You want to help your team in the short term when you draft, but your main priority is to stockpile the best talent you can for the long-term betterment of your franchise.

That’s a lot of words to answer a long, involved question. I hope, in some way, my answer covered most of what you were looking for.


Bob Donnelly asks: We know both are needed, but which is the easiest fix for the Giants O line; pass protection or run blocking?

Ed says: Bob, I honestly don’t know that one is easier to fix than the other. I think they are different, and both pose unique challenges.

I’m not going to get into a deep dive on the techniques of run blocking vs. those of pass blocking. I’m not going to pretend to have the deep knowledge of o-line play that would require. I will, though, give you some high-level thoughts.

Pass blocking, to me, is much more individual. No matter what the blocking scheme most of the time the offensive lineman’s job is win a one-on-one matchup and keep the guy across from him off the quarterback. There is communication and study involved in handling stunts or identifying and picking up blitzes properly. Pass blocking is a mano-a-mano thing and an individual lineman either does his job or he doesn’t.

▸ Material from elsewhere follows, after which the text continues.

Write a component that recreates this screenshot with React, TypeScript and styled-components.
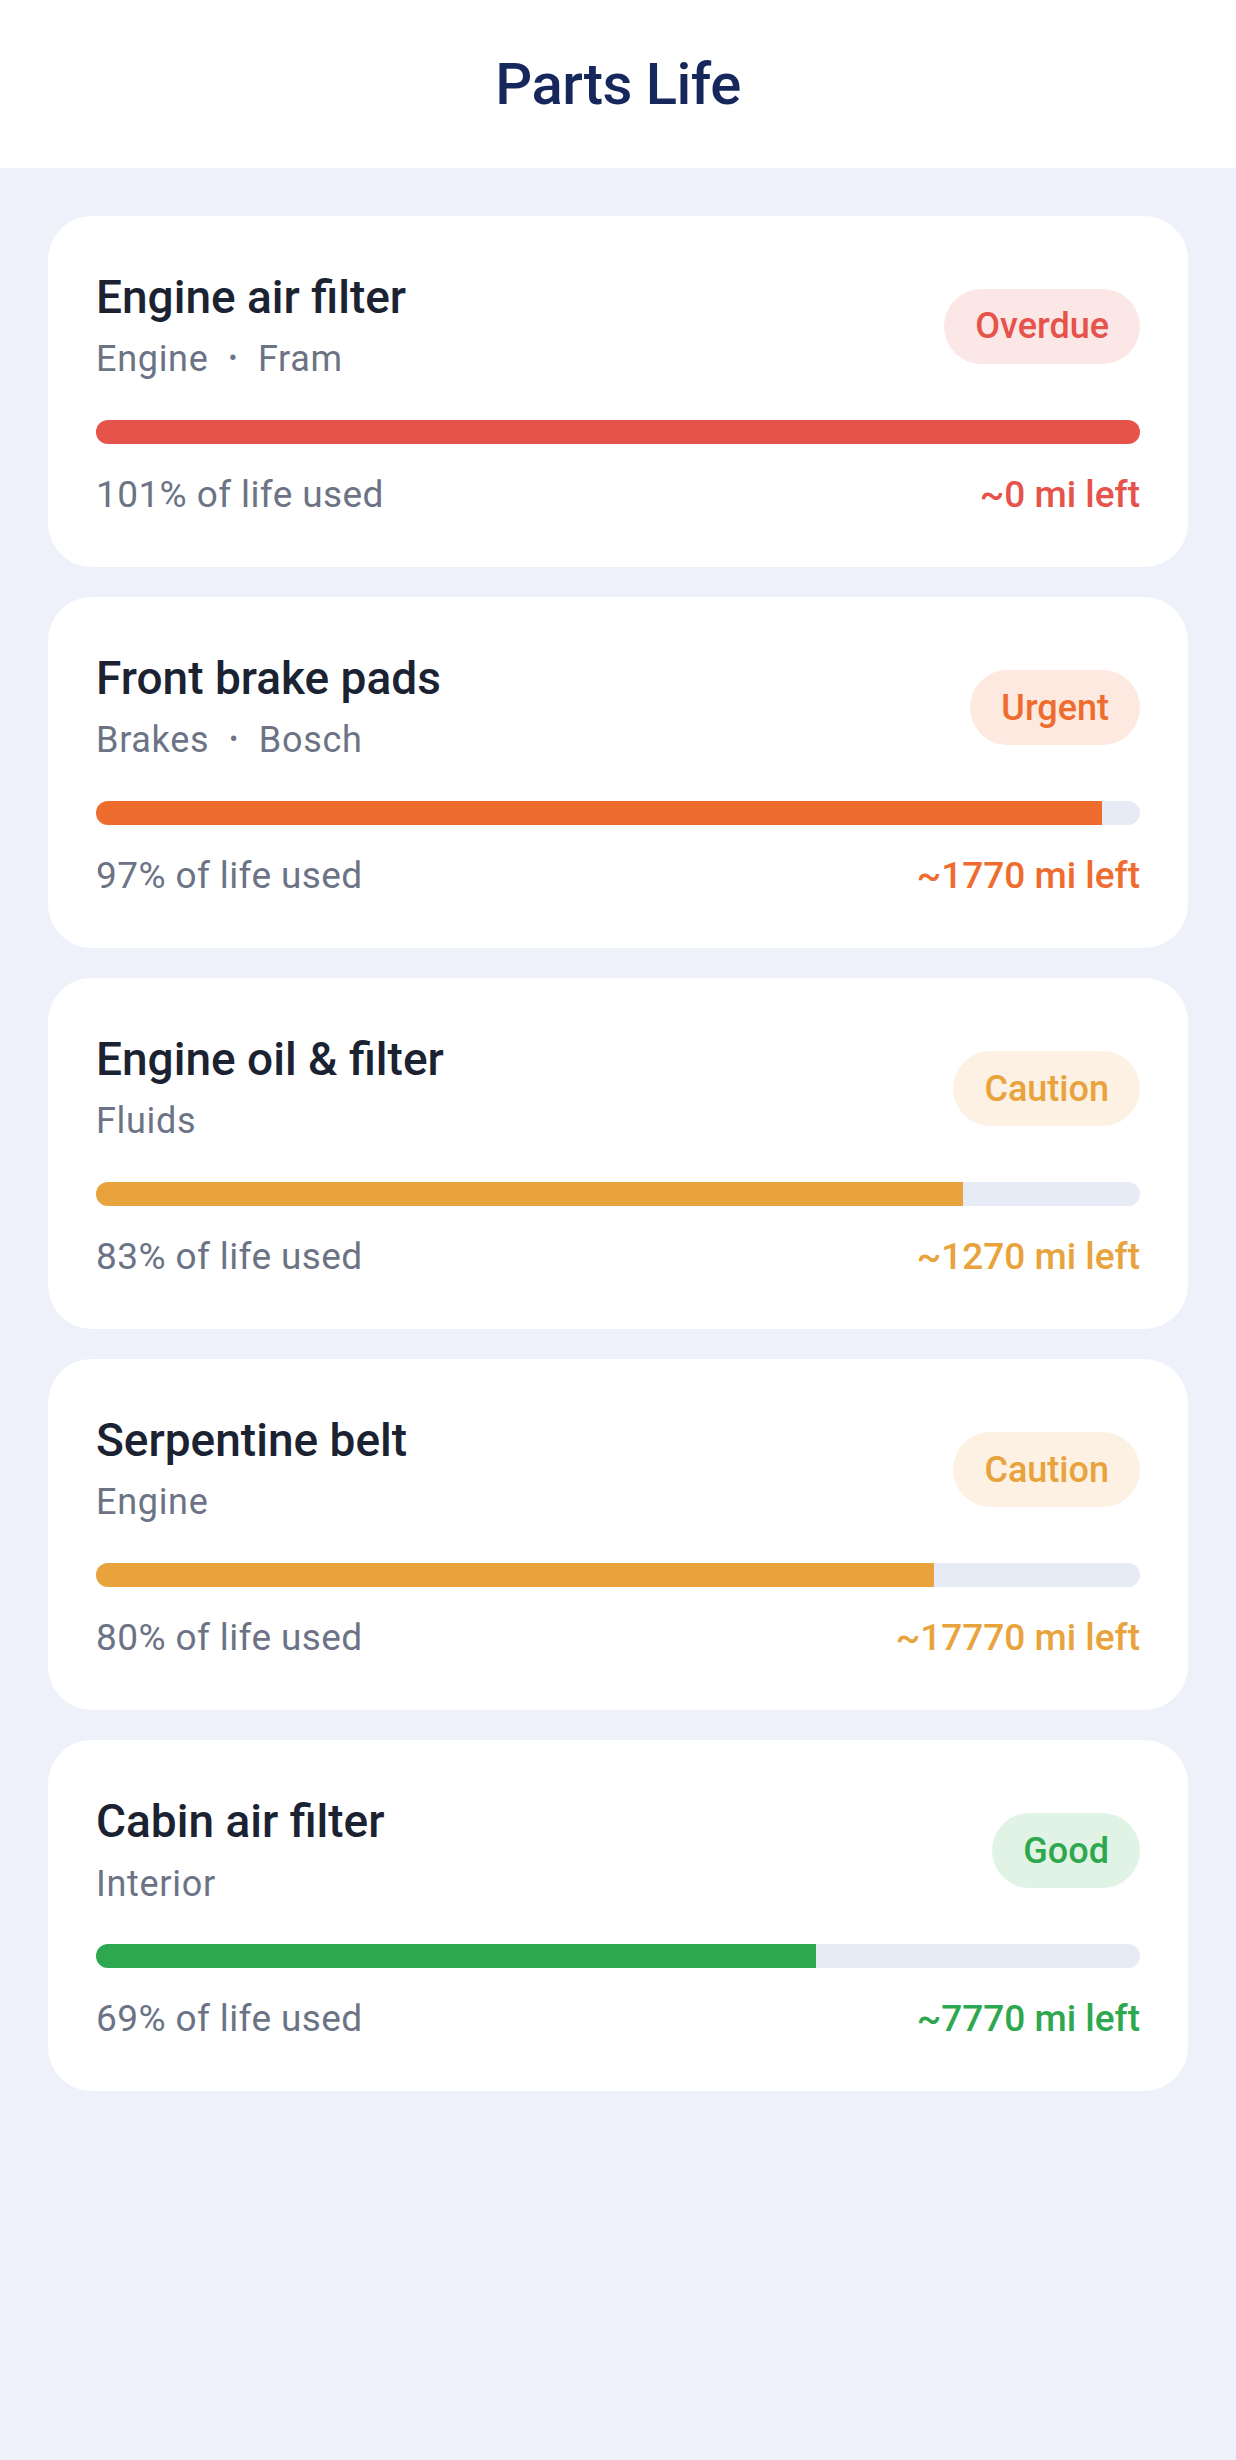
import React from "react";
import styled, { createGlobalStyle } from "styled-components";

const GlobalStyle = createGlobalStyle`
  html, body {
    margin: 0;
    padding: 0;
    background: #eef1f9;
    font-family: Roboto, "Liberation Sans", Arial, sans-serif;
  }
  * {
    box-sizing: border-box;
  }
`;

type Status = "overdue" | "urgent" | "caution" | "good";

const palette: Record<Status, { main: string; soft: string; label: string }> = {
  overdue: { main: "#e5534b", soft: "#fbe7e6", label: "Overdue" },
  urgent: { main: "#ef6c2f", soft: "#fde9df", label: "Urgent" },
  caution: { main: "#e8a33c", soft: "#fcf1e3", label: "Caution" },
  good: { main: "#2ea84e", soft: "#e0f3e4", label: "Good" },
};

const Page = styled.div`
  min-height: 2460px;
  background: #eef1f9;
`;

const Header = styled.header`
  height: 168px;
  background: #ffffff;
  display: flex;
  align-items: center;
  justify-content: center;
`;

const PageTitle = styled.h1`
  margin: 0;
  font-size: 58px;
  font-weight: 500;
  color: #16275c;
  letter-spacing: -0.5px;
`;

const List = styled.main`
  display: flex;
  flex-direction: column;
  gap: 30px;
  padding: 48px 48px;
`;

const Card = styled.section`
  background: #ffffff;
  border-radius: 44px;
  padding: 54px 48px 48px;
`;

const CardHead = styled.div`
  display: flex;
  align-items: center;
  justify-content: space-between;
`;

const Info = styled.div`
  display: flex;
  flex-direction: column;
  gap: 11px;
`;

const PartName = styled.h2`
  margin: 0;
  font-size: 46px;
  line-height: 1.2;
  font-weight: 500;
  color: #1b2232;
`;

const Meta = styled.div`
  font-size: 36px;
  line-height: 1.3;
  letter-spacing: 0.7px;
  color: #6b7385;
`;

const Dot = styled.span`
  margin: 0 20px;
  font-size: 26px;
  vertical-align: 4px;
`;

const Badge = styled.span<{ $status: Status }>`
  display: inline-flex;
  align-items: center;
  height: 75px;
  padding: 0 31px;
  border-radius: 38px;
  font-size: 36px;
  font-weight: 500;
  color: ${(p) => palette[p.$status].main};
  background: ${(p) => palette[p.$status].soft};
`;

const Track = styled.div`
  margin-top: 37px;
  height: 24px;
  border-radius: 12px;
  background: #e7ebf5;
  overflow: hidden;
`;

const Fill = styled.div<{ $status: Status }>`
  height: 100%;
  background: ${(p) => palette[p.$status].main};
`;

const Footer = styled.div`
  margin-top: 27px;
  display: flex;
  justify-content: space-between;
  align-items: baseline;
  font-size: 37px;
  line-height: 1.3;
`;

const Used = styled.span`
  color: #6b7385;
  letter-spacing: 0.4px;
`;

const Left = styled.span<{ $status: Status }>`
  font-weight: 500;
  color: ${(p) => palette[p.$status].main};
`;

const parts: {
  name: string;
  meta: string[];
  status: Status;
  used: number;
  bar: number;
  left: string;
}[] = [
  { name: "Engine air filter", meta: ["Engine", "Fram"], status: "overdue", used: 101, bar: 100, left: "~0 mi left" },
  { name: "Front brake pads", meta: ["Brakes", "Bosch"], status: "urgent", used: 97, bar: 96.4, left: "~1770 mi left" },
  { name: "Engine oil & filter", meta: ["Fluids"], status: "caution", used: 83, bar: 83, left: "~1270 mi left" },
  { name: "Serpentine belt", meta: ["Engine"], status: "caution", used: 80, bar: 80.3, left: "~17770 mi left" },
  { name: "Cabin air filter", meta: ["Interior"], status: "good", used: 69, bar: 69, left: "~7770 mi left" },
];

const App = () => {
  return (
    <>
      <GlobalStyle />
      <Page>
        <Header>
          <PageTitle>Parts Life</PageTitle>
        </Header>
        <List>
          {parts.map((part) => (
            <Card key={part.name}>
              <CardHead>
                <Info>
                  <PartName>{part.name}</PartName>
                  <Meta>
                    {part.meta.map((m, i) => (
                      <React.Fragment key={m}>
                        {i > 0 && <Dot>•</Dot>}
                        {m}
                      </React.Fragment>
                    ))}
                  </Meta>
                </Info>
                <Badge $status={part.status}>{palette[part.status].label}</Badge>
              </CardHead>
              <Track>
                <Fill $status={part.status} style={{ width: `${part.bar}%` }} />
              </Track>
              <Footer>
                <Used>{part.used}% of life used</Used>
                <Left $status={part.status}>{part.left}</Left>
              </Footer>
            </Card>
          ))}
        </List>
      </Page>
    </>
  );
};

export default App;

Run blocking, to me, is much more of a team thing. It takes an offensive line, a tight end and maybe a fullback and wide receiver or two working in unison to make a running game work. Footwork and timing on double teams have to be perfected. Angles of blocks have to be perfected to create the hole a running back is looking for. Each player has to learn exactly which defender he is responsible for blocking, and in which direction he is aiming to turn that defender.

Because of current rules that severely limit practice time and contact, the running game is incredibly difficult to practice and perfect.

The priority, I think, has to be helping each individual lineman improve as a pass blocker. Advanced metrics will tell you the Giants were the worst pass blocking team in the NFL last year. If that doesn’t get better, the added weapons and expected improvement from Daniel Jones aren’t going to matter.